The game's story revolves around finding "D", the book of evil. The game was updated three times, from 2005 to 2007. Its online features were shut down on the end of August 2010.

The official soundtrack was released in 2006. It was only released in Japan and received no port of any kind. The development team went on to make Shining Force Cross.

== Gameplay ==
The game has two card readers. One is for the IC card that saves progress, and one for the "D-Force" cards which are inserted as a deck. At first the player chooses between warrior, magician, priest and then their gender. Two modes are available, scenario and co-op. Scenario is designed for single-player use to start the game to level up and collect items. In co-op mode, nationwide online play is possible with a greater abundance of, and also stronger, enemies. After choosing a dungeon based on the preferred difficulty level, the deck of D-Force cards is inserted, which is obtained beforehand through a vending machine. The deck consists of items and equipment that is put on the character and is found in previous sessions. Up to four players go through a dungeon to fight enemies and collect treasure. The game utilizes an attack button, a guard button and a view button which adjusts the camera. Pushing attack three times does a weak combo, and a strong attack is activated pushing the attack and guard button at the same time. Pushing the attack and view button does a dodge move, while pushing attack, guard and view at once does a powerful surrounding attack that depletes the energy meter. Tapping the attack button while moving activates a run. The touchscreen is used to interact with the game's environments, such as tapping levers and treasure chests. It is also used to interact with the cards displayed at the bottom of the screen. The cards are utilized for magic and skill abilities which are used by pointing at an enemy for an offensive attack, while items that buff or heal player's character are used by dragging the card to the character.

Ver. 2 added three new classes, thief, dwarf and elf. Thief is able to jump and steal as new abilities exclusive to this class. Crafting items has also been made possible. Previously there was only an energy gauge, but now an MP gauge is added. New cards, items and dungeons have been added as well. Dungeons talking place outdoors have also been added for the first time.

For Ver. 3 the existing classes can be upgraded to higher tiers, where for example, the warrior can become a knight and wield dual weapons. Also added were summons, and a score attack. By Ver. 3, the game has reached over 500 collectible D-Force cards in total.

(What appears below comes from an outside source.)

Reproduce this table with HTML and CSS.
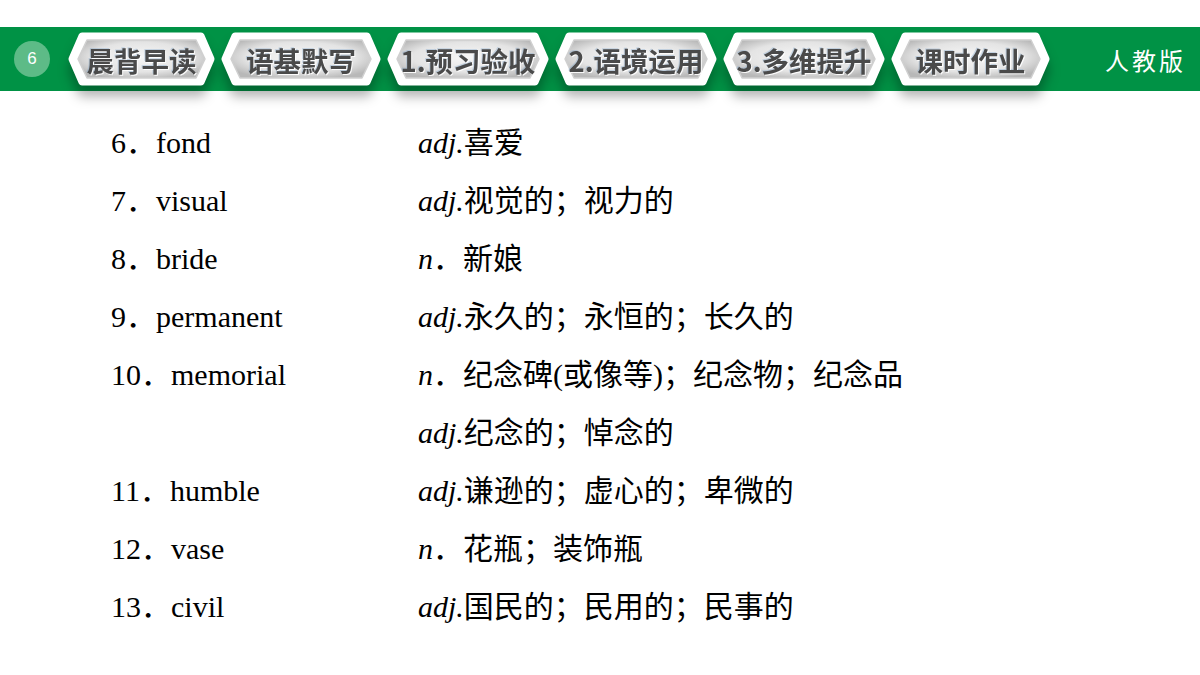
FILE: index.html
```html
<!DOCTYPE html>
<html lang="zh-CN">
<head>
<meta charset="utf-8">
<link rel="stylesheet" href="styles.css">
</head>
<body>
<header class="bar">
  <div class="page-no">6</div>
  <nav class="tabs">
    <div class="tab w147">
      <svg class="tab-bg" width="147" height="54" viewBox="0 0 147 54"><defs><radialGradient id="g1" cx="50%" cy="45%" r="60%"><stop offset="0" stop-color="#f7f7f7"/><stop offset="0.65" stop-color="#e4e4e4"/><stop offset="1" stop-color="#b8b8b8"/></radialGradient></defs><polygon points="4,27 14,4 133,4 143,27 133,50 14,50" fill="#fff" stroke="#fff" stroke-width="7" stroke-linejoin="round"/><polygon points="10,27 19,8 128,8 137,27 128,46 19,46" fill="url(#g1)" stroke="#d0d0d0" stroke-width="1.5" stroke-linejoin="round"/></svg>
      <span class="label">晨背早读</span>
    </div>
    <div class="tab w160">
      <svg class="tab-bg" width="160" height="54" viewBox="0 0 160 54"><defs><radialGradient id="g2" cx="50%" cy="45%" r="60%"><stop offset="0" stop-color="#f7f7f7"/><stop offset="0.65" stop-color="#e4e4e4"/><stop offset="1" stop-color="#b8b8b8"/></radialGradient></defs><polygon points="4,27 14,4 146,4 156,27 146,50 14,50" fill="#fff" stroke="#fff" stroke-width="7" stroke-linejoin="round"/><polygon points="10,27 19,8 141,8 150,27 141,46 19,46" fill="url(#g2)" stroke="#d0d0d0" stroke-width="1.5" stroke-linejoin="round"/></svg>
      <span class="label">语基默写</span>
    </div>
    <div class="tab w162">
      <svg class="tab-bg" width="162" height="54" viewBox="0 0 162 54"><defs><radialGradient id="g3" cx="50%" cy="45%" r="60%"><stop offset="0" stop-color="#f7f7f7"/><stop offset="0.65" stop-color="#e4e4e4"/><stop offset="1" stop-color="#b8b8b8"/></radialGradient></defs><polygon points="4,27 14,4 148,4 158,27 148,50 14,50" fill="#fff" stroke="#fff" stroke-width="7" stroke-linejoin="round"/><polygon points="10,27 19,8 143,8 152,27 143,46 19,46" fill="url(#g3)" stroke="#d0d0d0" stroke-width="1.5" stroke-linejoin="round"/></svg>
      <span class="label">1.预习验收</span>
    </div>
    <div class="tab w162">
      <svg class="tab-bg" width="162" height="54" viewBox="0 0 162 54"><defs><radialGradient id="g4" cx="50%" cy="45%" r="60%"><stop offset="0" stop-color="#f7f7f7"/><stop offset="0.65" stop-color="#e4e4e4"/><stop offset="1" stop-color="#b8b8b8"/></radialGradient></defs><polygon points="4,27 14,4 148,4 158,27 148,50 14,50" fill="#fff" stroke="#fff" stroke-width="7" stroke-linejoin="round"/><polygon points="10,27 19,8 143,8 152,27 143,46 19,46" fill="url(#g4)" stroke="#d0d0d0" stroke-width="1.5" stroke-linejoin="round"/></svg>
      <span class="label">2.语境运用</span>
    </div>
    <div class="tab w162">
      <svg class="tab-bg" width="162" height="54" viewBox="0 0 162 54"><defs><radialGradient id="g5" cx="50%" cy="45%" r="60%"><stop offset="0" stop-color="#f7f7f7"/><stop offset="0.65" stop-color="#e4e4e4"/><stop offset="1" stop-color="#b8b8b8"/></radialGradient></defs><polygon points="4,27 14,4 148,4 158,27 148,50 14,50" fill="#fff" stroke="#fff" stroke-width="7" stroke-linejoin="round"/><polygon points="10,27 19,8 143,8 152,27 143,46 19,46" fill="url(#g5)" stroke="#d0d0d0" stroke-width="1.5" stroke-linejoin="round"/></svg>
      <span class="label">3.多维提升</span>
    </div>
    <div class="tab w159">
      <svg class="tab-bg" width="159" height="54" viewBox="0 0 159 54"><defs><radialGradient id="g6" cx="50%" cy="45%" r="60%"><stop offset="0" stop-color="#f7f7f7"/><stop offset="0.65" stop-color="#e4e4e4"/><stop offset="1" stop-color="#b8b8b8"/></radialGradient></defs><polygon points="4,27 14,4 145,4 155,27 145,50 14,50" fill="#fff" stroke="#fff" stroke-width="7" stroke-linejoin="round"/><polygon points="10,27 19,8 140,8 149,27 140,46 19,46" fill="url(#g6)" stroke="#d0d0d0" stroke-width="1.5" stroke-linejoin="round"/></svg>
      <span class="label">课时作业</span>
    </div>
  </nav>
  <div class="edition">人教版</div>
</header>

<main class="words">
  <div class="term">6．fond</div>
  <div class="def"><i>adj.</i>喜爱</div>

  <div class="term">7．visual</div>
  <div class="def"><i>adj.</i>视觉的；视力的</div>

  <div class="term">8．bride</div>
  <div class="def"><i>n</i>．新娘</div>

  <div class="term">9．permanent</div>
  <div class="def"><i>adj.</i>永久的；永恒的；长久的</div>

  <div class="term">10．memorial</div>
  <div class="def"><i>n</i>．纪念碑(或像等)；纪念物；纪念品</div>

  <div class="term"></div>
  <div class="def"><i>adj.</i>纪念的；悼念的</div>

  <div class="term">11．humble</div>
  <div class="def"><i>adj.</i>谦逊的；虚心的；卑微的</div>

  <div class="term">12．vase</div>
  <div class="def"><i>n</i>．花瓶；装饰瓶</div>

  <div class="term">13．civil</div>
  <div class="def"><i>adj.</i>国民的；民用的；民事的</div>
</main>
</body>
</html>
```

FILE: styles.css
```css
html, body {
  margin: 0;
  padding: 0;
  background: #ffffff;
}

body {
  width: 1200px;
  height: 675px;
  overflow: hidden;
}

.bar {
  margin-top: 27px;
  height: 64px;
  background: #009245;
  display: flex;
  align-items: center;
  padding-left: 14px;
  padding-right: 14px;
  box-sizing: border-box;
}

.page-no {
  width: 36px;
  height: 36px;
  border-radius: 50%;
  background: #5dbb87;
  color: #ffffff;
  font-family: "Liberation Sans", Arial, sans-serif;
  font-size: 17px;
  display: flex;
  align-items: center;
  justify-content: center;
  flex: none;
}

.tabs {
  display: flex;
  align-items: center;
  margin-left: 18px;
  gap: 6px;
}

.tab {
  position: relative;
  height: 54px;
  display: flex;
  align-items: center;
  justify-content: center;
  filter: drop-shadow(0 11px 6px rgba(0, 0, 0, 0.3));
  flex: none;
}

.w147 { width: 147px; }
.w160 { width: 160px; }
.w162 { width: 162px; }
.w159 { width: 159px; }

.tab-bg {
  position: absolute;
  left: 0;
  top: 0;
}

.label {
  position: relative;
  font-family: "Noto Sans CJK SC", "Liberation Sans", sans-serif;
  font-weight: 700;
  font-size: 27.5px;
  line-height: 1;
  color: #4a4a4a;
  text-shadow: 1px 1px 0 rgba(255, 255, 255, 0.9), -1px -1px 0 rgba(120, 160, 200, 0.35);
  margin-top: 3px;
}

.edition {
  margin-left: auto;
  color: #ffffff;
  font-family: "Noto Sans CJK SC", serif;
  font-size: 24px;
  letter-spacing: 3px;
}

.words {
  display: grid;
  grid-template-columns: 307px auto;
  grid-auto-rows: 58px;
  padding-left: 111px;
  margin-top: 23px;
  font-family: "Liberation Serif", "Times New Roman", "Noto Sans CJK SC", serif;
  font-size: 30px;
  line-height: 58px;
  color: #000000;
}

.term, .def {
  white-space: nowrap;
}

.def i {
  font-family: "Liberation Serif", serif;
  font-style: italic;
}
```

The final version, The Battle Kingdom, added a versus mode where players engage in close range combat and also set up traps. A second upgrade tier for existing classes has also been added.

== Development ==
Quest of D was first revealed during a private show, previously teased as a new game that AM2 has been working on.

The gap between playing online games on PC and arcades was wide, so Quest of D was made to close that gap as much as possible.

== Reception ==
The game was mentioned alongside Sangokushi Taisen in a 2005 financial report of Sega as a strong selling arcade title that explores new venues with trading cards and network features.

After a successful run of six years, it was said to be a rare example of a game that was genuinely missed by its community when the online was shut down.